Awal abad ke-19, George
Culley mengawinkan sapi lokal Belgia dengan sapi Inggris. Sapi asal Belgia ini biasa
disebut dengan Belgian Blue atau Super Cow. Super Cow merupakan produk
transgenik dan mengalami mutasi sehingga memiliki penampilan yang berbeda
dengan sapi-sapi lain. Terdapat otot-otot yang menonjol di seluruh permukaannya,
atau biasa disebut double muscling.
Daging yang dihasilkan
Super Cow pun sangat banyak. Berkurangnya stok daging dan meningkatnya harga
daging yang sangat pesat di Indonesia, memunculkan isu akan dicanangkannya impor
daging Super Cow. Padahal organisme hasil mutasi dikhawatirkan memiliki protein
yang tidak cocok dengan manusia. Lalu, layakkah Super Cow dikonsumsi oleh masyarakat
Indonesia?
Sejenak menoleh ke
persoalan lain, sapi Wagyu yang berasal dari Jepang tidak boleh langsung dibawa
ke Indonesia, tetapi Indonesia harus mengimpornya dari Australia. Sebenarnya
Indonesia mampu memperoleh sapi Wagyu langsung dari asalnya, tapi adakah politik
dagang yang membatasi hal tersebut sehingga harus melalui sirkulasi yang rumit,
dari Jepang, ke Australia, baru ke Indonesia?
Melihat hal lain, Sapi
Brahman Cross asli yang dipelihara di Eropa dapat melahirkan berkali-kali dan
dapat dipelihara lebih dari 5 tahun. Akan tetapi kenapa sapi Brahman Cross yang
dipelihara di Indonesia tidak dapat berproduksi seperti di daerah asalnya.
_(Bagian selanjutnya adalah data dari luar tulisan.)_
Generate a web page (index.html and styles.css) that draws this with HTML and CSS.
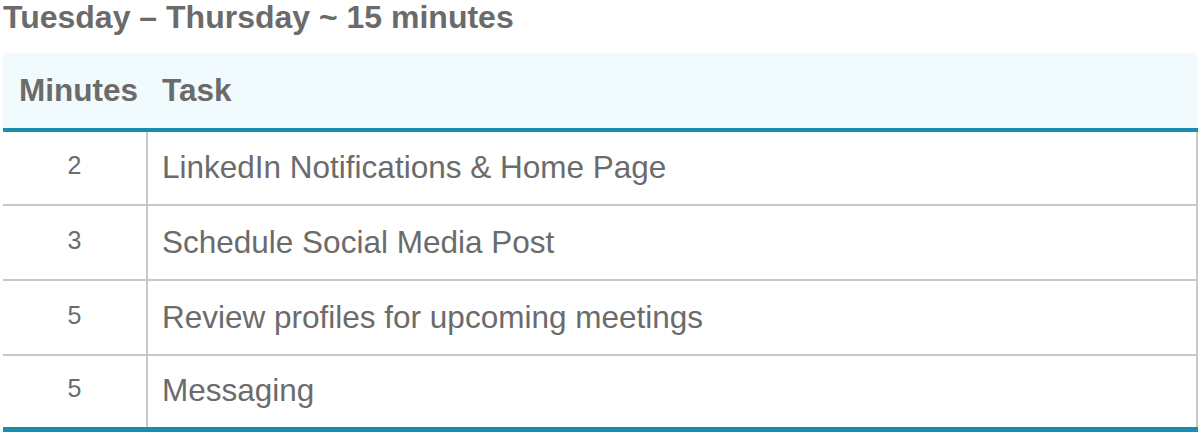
FILE: index.html
```html
<!DOCTYPE html>
<html>
<head>
<meta charset="utf-8">
<link rel="stylesheet" href="styles.css">
</head>
<body>
<h2 class="title">Tuesday – Thursday ~ 15 minutes</h2>
<table class="plan">
  <thead>
    <tr><th class="col-min">Minutes</th><th class="col-task">Task</th></tr>
  </thead>
  <tbody>
    <tr><td class="col-min">2</td><td class="col-task">LinkedIn Notifications &amp; Home Page</td></tr>
    <tr><td class="col-min">3</td><td class="col-task">Schedule Social Media Post</td></tr>
    <tr><td class="col-min">5</td><td class="col-task">Review profiles for upcoming meetings</td></tr>
    <tr><td class="col-min">5</td><td class="col-task">Messaging</td></tr>
  </tbody>
</table>
</body>
</html>
```
FILE: styles.css
```css
html, body {
  margin: 0;
  padding: 0;
  background: #ffffff;
}
body {
  font-family: "Liberation Sans", Arial, sans-serif;
  color: #6b6b6b;
  padding-left: 3px;
}
.title {
  margin: 0;
  font-size: 32px;
  font-weight: bold;
  line-height: 34px;
  height: 53px;
}
.plan {
  width: 1195px;
  border-collapse: collapse;
  border-bottom: 5px solid #1a8cad;
}
.plan th {
  background: #f1fafc;
  font-size: 31.5px;
  font-weight: bold;
  text-align: left;
  height: 75px;
  padding: 0;
  border-bottom: 4px solid #1a8cad;
  vertical-align: middle;
}
.plan th.col-min {
  padding-left: 16px;
  width: 128px;
}
.plan th.col-task {
  padding-left: 15px;
}
.plan td {
  font-size: 31.5px;
  line-height: 36px;
  height: 75px;
  padding: 0 0 2px 0;
  box-sizing: border-box;
  border-bottom: 2px solid #c8c8c8;
  vertical-align: middle;
}
.plan tbody tr:last-child td {
  border-bottom: none;
  height: 74px;
}
.plan td.col-min {
  text-align: center;
  font-size: 25px;
  width: 144px;
  padding-bottom: 6px;
  border-right: 2px solid #c8c8c8;
}
.plan td.col-task {
  padding-left: 14px;
  border-right: 2px solid #c8c8c8;
}
```
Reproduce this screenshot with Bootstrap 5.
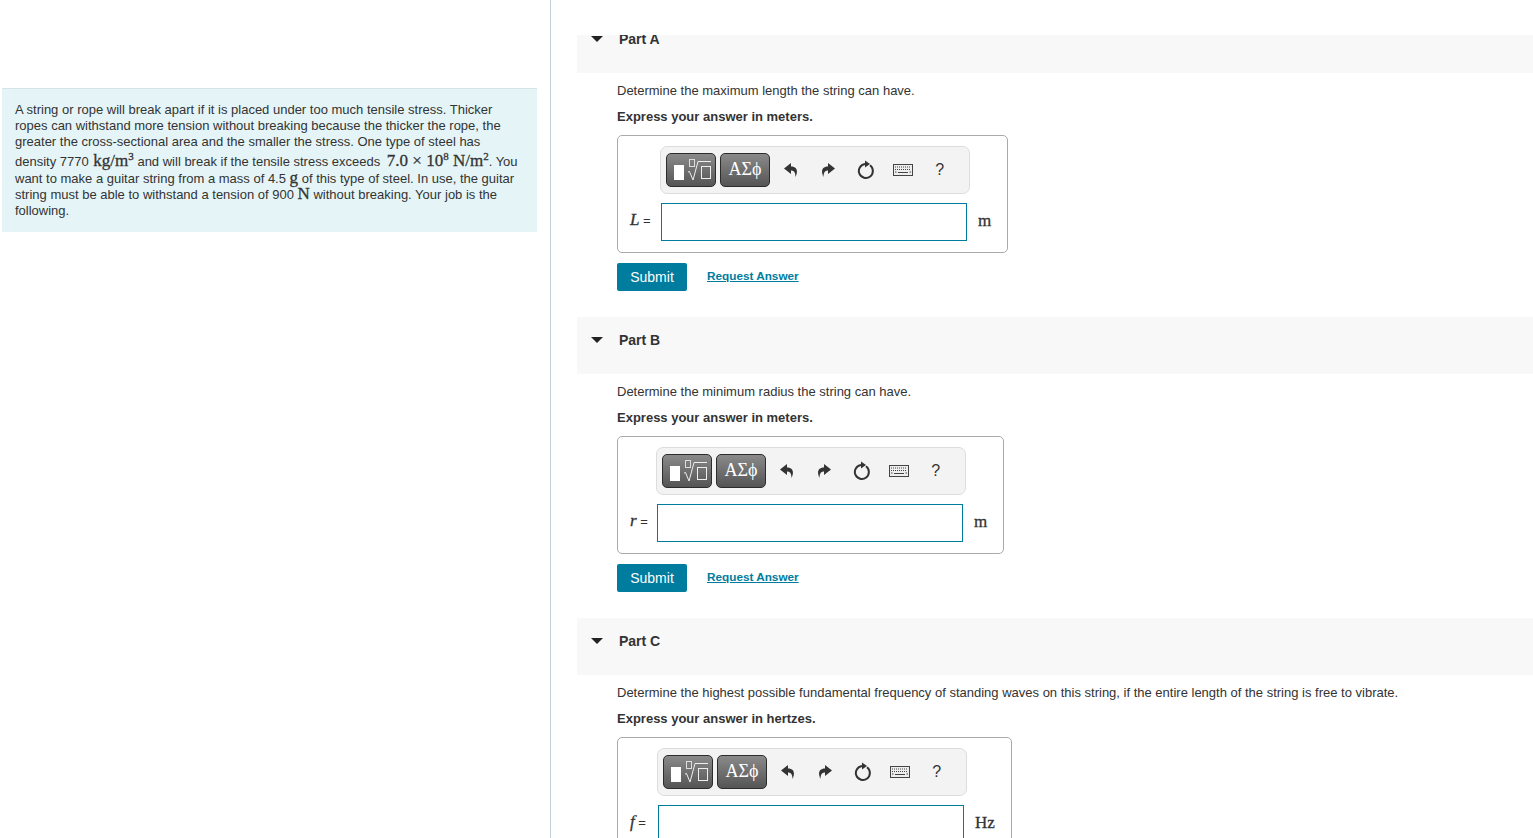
<!DOCTYPE html>
<html lang="en">
<head>
    <meta charset="UTF-8">
    <meta name="viewport" content="width=device-width, initial-scale=1.0">
    <title>Guitar String Problem</title>
    <link href="https://cdn.jsdelivr.net/npm/bootstrap@5.3.0/dist/css/bootstrap.min.css" rel="stylesheet">
    <style>
        body { font-family: "Liberation Sans", Arial, sans-serif; font-size: 13px; line-height: 16px; color: #333; height: 838px; overflow: hidden; }
        .left-pane { width: 551px; height: 838px; padding: 88px 13px 0 2px; border-right: 1px solid #c3d3dc; flex: none; }
        .intro-box { background: #e5f5f7; border-top: 1px solid #d5e3e6; padding: 13px 15px 13px 13px; height: 144px; }
        .tex { font-family: "Liberation Serif", serif; font-size: 17px; line-height: 0; -webkit-text-stroke: .3px; }
        .tex sup { font-size: 11px; top: -6px; line-height: 0; }
        .tex-tall { display: inline-block; line-height: 16px; padding: 3px 0 2px; margin-left: 1px; }
        .tex-wide { margin-left: 3px; }
        .right-pane { flex: 1; padding: 35px 0 0 26px; min-width: 0; }
        .part-head { background: #f8f8f8; height: 57px; padding: 15px 0 0 14px; font-size: 14px; font-weight: bold; }
        .part-first { height: 38px; padding-top: 0; overflow: hidden; }
        .part-first .part-title { margin-top: -4px; }
        .caret-down { width: 0; height: 0; border: 6px solid transparent; border-top: 6px solid #222; border-bottom: 0; margin: 5px 16px 0 0; }
        .part-first .caret-down { margin-top: 1px; }
        .part-body { padding: 10px 0 26px 40px; }
        .prompt { margin-bottom: 10px; }
        .prompt-last { margin-bottom: 10px; font-weight: bold; }
        .answer-box { width: fit-content; border: 1px solid #aaa; border-radius: 5px; padding: 10px 16px 11px 12px; }
        .box-a { --label-w: 31px; }
        .box-b { --label-w: 27px; }
        .box-c { --label-w: 28px; }
        .tool-row { width: 310px; height: 48px; background: #f3f3f3; border: 1px solid #ddd; border-radius: 7px; padding: 6px 0 0 5px; margin: 0 0 9px calc(var(--label-w) - 1px); }
        .tpl-btn { width: 50px; height: 34px; border: 1px solid #2c2c2c; border-radius: 5px; background: linear-gradient(#8a8a8a, #555); color: #fff; padding: 0; }
        .tpl-greek { font-family: "Liberation Serif", serif; font-size: 18px; line-height: 30px; text-align: center; }
        .tool-group { margin-left: 2px; }
        .tool-icon { width: 37.5px; height: 34px; color: #333; }
        .tool-help { font-size: 16px; margin-left: -1px; }
        .var-label { width: var(--label-w); font-size: 13px; margin-top: -3px; }
        .var-label i { font-family: "Liberation Serif", serif; font-size: 17px; -webkit-text-stroke: .3px; }
        .answer-input { width: 306px; height: 38px; border: 1px solid #007c9e; border-radius: 0; padding: 0 6px; }
        .unit { font-family: "Liberation Serif", serif; font-size: 17px; -webkit-text-stroke: .3px; padding-left: 11px; margin-top: -2px; }
        .submit-btn { width: 70px; height: 28px; padding: 0; background: #007c9e; border: 0; border-radius: 2px; color: #fff; font-size: 14px; }
        .submit-btn:hover { background: #006a87; color: #fff; }
        .submit-row { margin-top: 10px; }
        .answer-link { color: #007c9e; font-size: 11.75px; font-weight: bold; text-decoration: underline; margin: -2px 0 0 20px; }
    </style>
</head>
<body>
    <svg width="0" height="0" class="position-absolute">
        <symbol id="ic-tpl" viewBox="0 0 50 34">
            <rect x="8" y="12" width="10" height="15" fill="#fff"/>
            <rect x="23.500" y="6.500" width="5" height="7" fill="none" stroke="#ddd"/>
            <path d="M22 19l1.500-.5L27 27l5-18.500h13" fill="none" stroke="#eee"/>
            <rect x="35.500" y="13.500" width="9" height="12" fill="none" stroke="#eee"/>
        </symbol>
        <symbol id="ic-undo" viewBox="0 0 14 16">
            <path d="M7 1 0 6.500 7 12V8.500c3 0 4.500 2 4.500 6.500 2-4 3-10.500-4.500-10.500z" fill="currentColor"/>
        </symbol>
        <symbol id="ic-redo" viewBox="0 0 14 16">
            <path d="M7 1 14 6.500 7 12V8.500c-3 0-4.500 2-4.500 6.500-2-4-3-10.500 4.500-10.500z" fill="currentColor"/>
        </symbol>
        <symbol id="ic-reset" viewBox="0 0 18 20">
            <path d="M8 4a7 7 0 1 0 5 1.300" fill="none" stroke="currentColor" stroke-width="2"/>
            <path d="M8 .5v7l5-3.500z" fill="currentColor"/>
        </symbol>
        <symbol id="ic-keys" viewBox="0 0 20 12">
            <rect x=".5" y=".5" width="19" height="11" fill="#eee" stroke="#444"/>
            <path d="M2 3h16M2 5.500h16" stroke="#444" stroke-dasharray="1 1" fill="none"/>
            <path d="M2 8h1.500M16.500 8H18M5 8.500h10" stroke="#444" fill="none"/>
        </symbol>
    </svg>

    <div class="d-flex">
        <div class="left-pane">
            <div class="intro-box">
                A string or rope will break apart if it is placed under too much tensile stress. Thicker ropes can withstand more tension without breaking because the thicker the rope, the greater the cross-sectional area and the smaller the stress. One type of steel has density 7770 <span class="tex tex-tall">kg/m<sup>3</sup></span> and will break if the tensile stress exceeds <span class="tex tex-wide">7.0 × 10<sup>8</sup> N/m<sup>2</sup></span>. You want to make a guitar string from a mass of 4.5 <span class="tex">g</span> of this type of steel. In use, the guitar string must be able to withstand a tension of 900 <span class="tex">N</span> without breaking. Your job is the following.
            </div>
        </div>

        <div class="right-pane" id="parts"></div>
    </div>

    <script>
        const parts = [
            { name: 'Part A', first: true, prompt: 'Determine the maximum length the string can have.', unitText: 'meters', label: 'L', boxClass: 'box-a', unit: 'm' },
            { name: 'Part B', prompt: 'Determine the minimum radius the string can have.', unitText: 'meters', label: 'r', boxClass: 'box-b', unit: 'm' },
            { name: 'Part C', prompt: 'Determine the highest possible fundamental frequency of standing waves on this string, if the entire length of the string is free to vibrate.', unitText: 'hertzes', label: 'f', boxClass: 'box-c', unit: 'Hz' }
        ];

        const icon = (id, w, h) => `<div class="tool-icon d-flex align-items-center justify-content-center"><svg width="${w}" height="${h}"><use href="#${id}"/></svg></div>`;

        document.getElementById('parts').innerHTML = parts.map(p => `
            <div class="part-head d-flex ${p.first ? 'part-first' : ''}">
                <div class="caret-down"></div>
                <div class="part-title">${p.name}</div>
            </div>
            <div class="part-body">
                <div class="prompt">${p.prompt}</div>
                <div class="prompt-last">Express your answer in ${p.unitText}.</div>
                <div class="answer-box ${p.boxClass}">
                    <div class="tool-row d-flex">
                        <div class="tpl-btn"><svg width="48" height="32" viewBox="1 1 48 32"><use href="#ic-tpl" width="50" height="34"/></svg></div>
                        <div class="tpl-btn tpl-greek ms-1">ΑΣϕ</div>
                        <div class="d-flex tool-group">
                            ${icon('ic-undo', 14, 16)}${icon('ic-redo', 14, 16)}${icon('ic-reset', 18, 20)}${icon('ic-keys', 20, 12)}
                            <div class="tool-icon tool-help d-flex align-items-center justify-content-center">?</div>
                        </div>
                    </div>
                    <div class="d-flex align-items-center">
                        <div class="var-label"><i>${p.label}</i> =</div>
                        <input type="text" class="form-control answer-input">
                        <div class="unit">${p.unit}</div>
                    </div>
                </div>
                <div class="d-flex align-items-center submit-row">
                    <button class="btn submit-btn">Submit</button>
                    <a href="#" class="answer-link">Request Answer</a>
                </div>
            </div>`).join('');
    </script>
    <script src="https://cdn.jsdelivr.net/npm/bootstrap@5.3.0/dist/js/bootstrap.bundle.min.js"></script>
</body>
</html>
Selalu saja manajemen dari peternak Indonesia yang dijadikan alibi kegagalan
produksi. Ataukah ternak tersebut sudah mengalami modifikasi genetik (Genetically Modified Organism/GMO) dalam
hal reproduksinya?
Negara Eropa merupakan
negara yang sangat maju, GMO bisa saja dilakukan. Ternak yang berada di negara
asal mungkin saja dapat berbeda dengan ternak yang dikirimkan ke Indonesia. Pemerintah
Indonesia harus lebih bijak dalam pengambilan keputusan untuk penetapan suatu
kebijakan. Belajar dari banyaknya kejadian masa lalu mengenai komoditas ternak
hasil impor, akankah impor daging Super Cow benar akan dilakukan?